Task details
Retype all of the data. Every line must match exactly.

Data provided
□ □ □
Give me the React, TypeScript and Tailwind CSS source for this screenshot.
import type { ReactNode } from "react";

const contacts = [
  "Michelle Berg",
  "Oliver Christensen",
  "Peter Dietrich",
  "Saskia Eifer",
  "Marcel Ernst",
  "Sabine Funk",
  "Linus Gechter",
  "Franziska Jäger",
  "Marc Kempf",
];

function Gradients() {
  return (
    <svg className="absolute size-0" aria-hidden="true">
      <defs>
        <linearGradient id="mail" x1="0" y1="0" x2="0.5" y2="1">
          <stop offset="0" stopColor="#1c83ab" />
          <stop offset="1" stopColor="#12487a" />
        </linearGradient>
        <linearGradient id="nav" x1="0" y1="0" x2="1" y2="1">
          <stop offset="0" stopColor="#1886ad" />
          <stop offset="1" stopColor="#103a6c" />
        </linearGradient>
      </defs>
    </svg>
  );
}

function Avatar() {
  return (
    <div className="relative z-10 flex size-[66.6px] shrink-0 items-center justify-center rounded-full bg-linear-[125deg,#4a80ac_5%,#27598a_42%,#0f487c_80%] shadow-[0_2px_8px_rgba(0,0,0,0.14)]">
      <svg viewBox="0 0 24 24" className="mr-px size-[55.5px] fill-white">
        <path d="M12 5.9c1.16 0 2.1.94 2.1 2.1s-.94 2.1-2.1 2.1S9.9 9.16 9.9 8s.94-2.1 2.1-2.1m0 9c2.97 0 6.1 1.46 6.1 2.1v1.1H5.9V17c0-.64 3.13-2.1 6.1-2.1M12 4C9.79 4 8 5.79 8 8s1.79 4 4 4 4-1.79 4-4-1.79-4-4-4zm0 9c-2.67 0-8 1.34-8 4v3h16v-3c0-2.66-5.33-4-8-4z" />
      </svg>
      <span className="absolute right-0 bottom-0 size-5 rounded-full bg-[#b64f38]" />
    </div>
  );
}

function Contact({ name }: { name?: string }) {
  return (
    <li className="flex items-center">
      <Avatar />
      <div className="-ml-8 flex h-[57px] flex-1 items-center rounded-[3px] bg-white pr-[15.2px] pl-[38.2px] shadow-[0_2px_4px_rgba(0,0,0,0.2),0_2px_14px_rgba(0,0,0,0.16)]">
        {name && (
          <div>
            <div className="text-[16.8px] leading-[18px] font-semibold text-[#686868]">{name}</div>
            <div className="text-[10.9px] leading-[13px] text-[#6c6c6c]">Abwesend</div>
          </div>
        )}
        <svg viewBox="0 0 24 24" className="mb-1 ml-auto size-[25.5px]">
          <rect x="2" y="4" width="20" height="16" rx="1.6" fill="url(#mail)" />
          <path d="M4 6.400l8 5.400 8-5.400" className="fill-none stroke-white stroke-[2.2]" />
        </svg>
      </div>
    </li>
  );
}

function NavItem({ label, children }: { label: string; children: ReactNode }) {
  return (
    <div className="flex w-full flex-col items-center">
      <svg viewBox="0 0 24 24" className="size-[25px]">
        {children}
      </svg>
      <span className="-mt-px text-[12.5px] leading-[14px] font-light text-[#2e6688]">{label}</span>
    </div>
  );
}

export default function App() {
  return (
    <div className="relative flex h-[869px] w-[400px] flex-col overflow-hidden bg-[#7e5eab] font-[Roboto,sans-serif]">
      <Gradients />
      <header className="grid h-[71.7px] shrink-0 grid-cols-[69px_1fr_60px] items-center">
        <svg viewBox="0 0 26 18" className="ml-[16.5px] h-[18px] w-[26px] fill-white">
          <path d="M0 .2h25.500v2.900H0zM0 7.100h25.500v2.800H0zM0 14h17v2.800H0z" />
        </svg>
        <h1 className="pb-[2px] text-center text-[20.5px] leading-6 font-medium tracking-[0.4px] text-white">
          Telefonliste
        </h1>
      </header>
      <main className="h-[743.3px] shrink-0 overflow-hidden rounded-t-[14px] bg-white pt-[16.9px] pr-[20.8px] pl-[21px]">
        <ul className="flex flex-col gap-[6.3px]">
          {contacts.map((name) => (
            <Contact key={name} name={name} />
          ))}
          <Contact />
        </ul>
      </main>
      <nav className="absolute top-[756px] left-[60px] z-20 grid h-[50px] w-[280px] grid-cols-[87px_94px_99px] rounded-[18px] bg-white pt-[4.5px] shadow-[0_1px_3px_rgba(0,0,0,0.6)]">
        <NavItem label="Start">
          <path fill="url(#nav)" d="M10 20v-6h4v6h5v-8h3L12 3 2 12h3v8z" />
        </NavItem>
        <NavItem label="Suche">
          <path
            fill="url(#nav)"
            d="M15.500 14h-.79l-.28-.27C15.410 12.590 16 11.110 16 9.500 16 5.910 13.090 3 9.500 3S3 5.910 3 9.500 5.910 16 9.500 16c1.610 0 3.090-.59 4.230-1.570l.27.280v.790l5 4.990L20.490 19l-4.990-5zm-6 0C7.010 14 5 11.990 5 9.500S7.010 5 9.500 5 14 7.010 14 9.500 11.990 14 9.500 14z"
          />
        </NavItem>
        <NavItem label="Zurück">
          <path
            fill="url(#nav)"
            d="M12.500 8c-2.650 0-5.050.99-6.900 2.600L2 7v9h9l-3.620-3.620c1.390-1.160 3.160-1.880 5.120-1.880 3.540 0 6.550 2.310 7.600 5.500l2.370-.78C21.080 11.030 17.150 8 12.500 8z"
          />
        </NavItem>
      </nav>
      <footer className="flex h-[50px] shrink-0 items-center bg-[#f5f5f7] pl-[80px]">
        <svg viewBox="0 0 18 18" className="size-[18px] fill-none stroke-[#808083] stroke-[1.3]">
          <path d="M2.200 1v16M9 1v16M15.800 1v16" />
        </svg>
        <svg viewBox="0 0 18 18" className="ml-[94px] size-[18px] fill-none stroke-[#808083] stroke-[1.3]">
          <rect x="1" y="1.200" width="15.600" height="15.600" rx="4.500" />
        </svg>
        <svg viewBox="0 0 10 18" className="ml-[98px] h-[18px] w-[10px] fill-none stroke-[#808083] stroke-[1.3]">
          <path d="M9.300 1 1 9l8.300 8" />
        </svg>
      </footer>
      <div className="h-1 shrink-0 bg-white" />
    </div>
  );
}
□ □ □
Full output
Give me the React, TypeScript and Tailwind CSS source for this screenshot.
import type { ReactNode } from "react";

const contacts = [
  "Michelle Berg",
  "Oliver Christensen",
  "Peter Dietrich",
  "Saskia Eifer",
  "Marcel Ernst",
  "Sabine Funk",
  "Linus Gechter",
  "Franziska Jäger",
  "Marc Kempf",
];

function Gradients() {
  return (
    <svg className="absolute size-0" aria-hidden="true">
      <defs>
        <linearGradient id="mail" x1="0" y1="0" x2="0.5" y2="1">
          <stop offset="0" stopColor="#1c83ab" />
          <stop offset="1" stopColor="#12487a" />
        </linearGradient>
        <linearGradient id="nav" x1="0" y1="0" x2="1" y2="1">
          <stop offset="0" stopColor="#1886ad" />
          <stop offset="1" stopColor="#103a6c" />
        </linearGradient>
      </defs>
    </svg>
  );
}

function Avatar() {
  return (
    <div className="relative z-10 flex size-[66.6px] shrink-0 items-center justify-center rounded-full bg-linear-[125deg,#4a80ac_5%,#27598a_42%,#0f487c_80%] shadow-[0_2px_8px_rgba(0,0,0,0.14)]">
      <svg viewBox="0 0 24 24" className="mr-px size-[55.5px] fill-white">
        <path d="M12 5.9c1.16 0 2.1.94 2.1 2.1s-.94 2.1-2.1 2.1S9.9 9.16 9.9 8s.94-2.1 2.1-2.1m0 9c2.97 0 6.1 1.46 6.1 2.1v1.1H5.9V17c0-.64 3.13-2.1 6.1-2.1M12 4C9.79 4 8 5.79 8 8s1.79 4 4 4 4-1.79 4-4-1.79-4-4-4zm0 9c-2.67 0-8 1.34-8 4v3h16v-3c0-2.66-5.33-4-8-4z" />
      </svg>
      <span className="absolute right-0 bottom-0 size-5 rounded-full bg-[#b64f38]" />
    </div>
  );
}

function Contact({ name }: { name?: string }) {
  return (
    <li className="flex items-center">
      <Avatar />
      <div className="-ml-8 flex h-[57px] flex-1 items-center rounded-[3px] bg-white pr-[15.2px] pl-[38.2px] shadow-[0_2px_4px_rgba(0,0,0,0.2),0_2px_14px_rgba(0,0,0,0.16)]">
        {name && (
          <div>
            <div className="text-[16.8px] leading-[18px] font-semibold text-[#686868]">{name}</div>
            <div className="text-[10.9px] leading-[13px] text-[#6c6c6c]">Abwesend</div>
          </div>
        )}
        <svg viewBox="0 0 24 24" className="mb-1 ml-auto size-[25.5px]">
          <rect x="2" y="4" width="20" height="16" rx="1.6" fill="url(#mail)" />
          <path d="M4 6.400l8 5.400 8-5.400" className="fill-none stroke-white stroke-[2.2]" />
        </svg>
      </div>
    </li>
  );
}

function NavItem({ label, children }: { label: string; children: ReactNode }) {
  return (
    <div className="flex w-full flex-col items-center">
      <svg viewBox="0 0 24 24" className="size-[25px]">
        {children}
      </svg>
      <span className="-mt-px text-[12.5px] leading-[14px] font-light text-[#2e6688]">{label}</span>
    </div>
  );
}

export default function App() {
  return (
    <div className="relative flex h-[869px] w-[400px] flex-col overflow-hidden bg-[#7e5eab] font-[Roboto,sans-serif]">
      <Gradients />
      <header className="grid h-[71.7px] shrink-0 grid-cols-[69px_1fr_60px] items-center">
        <svg viewBox="0 0 26 18" className="ml-[16.5px] h-[18px] w-[26px] fill-white">
          <path d="M0 .2h25.500v2.900H0zM0 7.100h25.500v2.800H0zM0 14h17v2.800H0z" />
        </svg>
        <h1 className="pb-[2px] text-center text-[20.5px] leading-6 font-medium tracking-[0.4px] text-white">
          Telefonliste
        </h1>
      </header>
      <main className="h-[743.3px] shrink-0 overflow-hidden rounded-t-[14px] bg-white pt-[16.9px] pr-[20.8px] pl-[21px]">
        <ul className="flex flex-col gap-[6.3px]">
          {contacts.map((name) => (
            <Contact key={name} name={name} />
          ))}
          <Contact />
        </ul>
      </main>
      <nav className="absolute top-[756px] left-[60px] z-20 grid h-[50px] w-[280px] grid-cols-[87px_94px_99px] rounded-[18px] bg-white pt-[4.5px] shadow-[0_1px_3px_rgba(0,0,0,0.6)]">
        <NavItem label="Start">
          <path fill="url(#nav)" d="M10 20v-6h4v6h5v-8h3L12 3 2 12h3v8z" />
        </NavItem>
        <NavItem label="Suche">
          <path
            fill="url(#nav)"
            d="M15.500 14h-.79l-.28-.27C15.410 12.590 16 11.110 16 9.500 16 5.910 13.090 3 9.500 3S3 5.910 3 9.500 5.910 16 9.500 16c1.610 0 3.090-.59 4.230-1.570l.27.280v.790l5 4.990L20.490 19l-4.990-5zm-6 0C7.010 14 5 11.990 5 9.500S7.010 5 9.500 5 14 7.010 14 9.500 11.990 14 9.500 14z"
          />
        </NavItem>
        <NavItem label="Zurück">
          <path
            fill="url(#nav)"
            d="M12.500 8c-2.650 0-5.050.99-6.900 2.600L2 7v9h9l-3.620-3.620c1.390-1.160 3.160-1.880 5.120-1.880 3.540 0 6.550 2.310 7.600 5.500l2.370-.78C21.080 11.030 17.150 8 12.500 8z"
          />
        </NavItem>
      </nav>
      <footer className="flex h-[50px] shrink-0 items-center bg-[#f5f5f7] pl-[80px]">
        <svg viewBox="0 0 18 18" className="size-[18px] fill-none stroke-[#808083] stroke-[1.3]">
          <path d="M2.200 1v16M9 1v16M15.800 1v16" />
        </svg>
        <svg viewBox="0 0 18 18" className="ml-[94px] size-[18px] fill-none stroke-[#808083] stroke-[1.3]">
          <rect x="1" y="1.200" width="15.600" height="15.600" rx="4.500" />
        </svg>
        <svg viewBox="0 0 10 18" className="ml-[98px] h-[18px] w-[10px] fill-none stroke-[#808083] stroke-[1.3]">
          <path d="M9.300 1 1 9l8.300 8" />
        </svg>
      </footer>
      <div className="h-1 shrink-0 bg-white" />
    </div>
  );
}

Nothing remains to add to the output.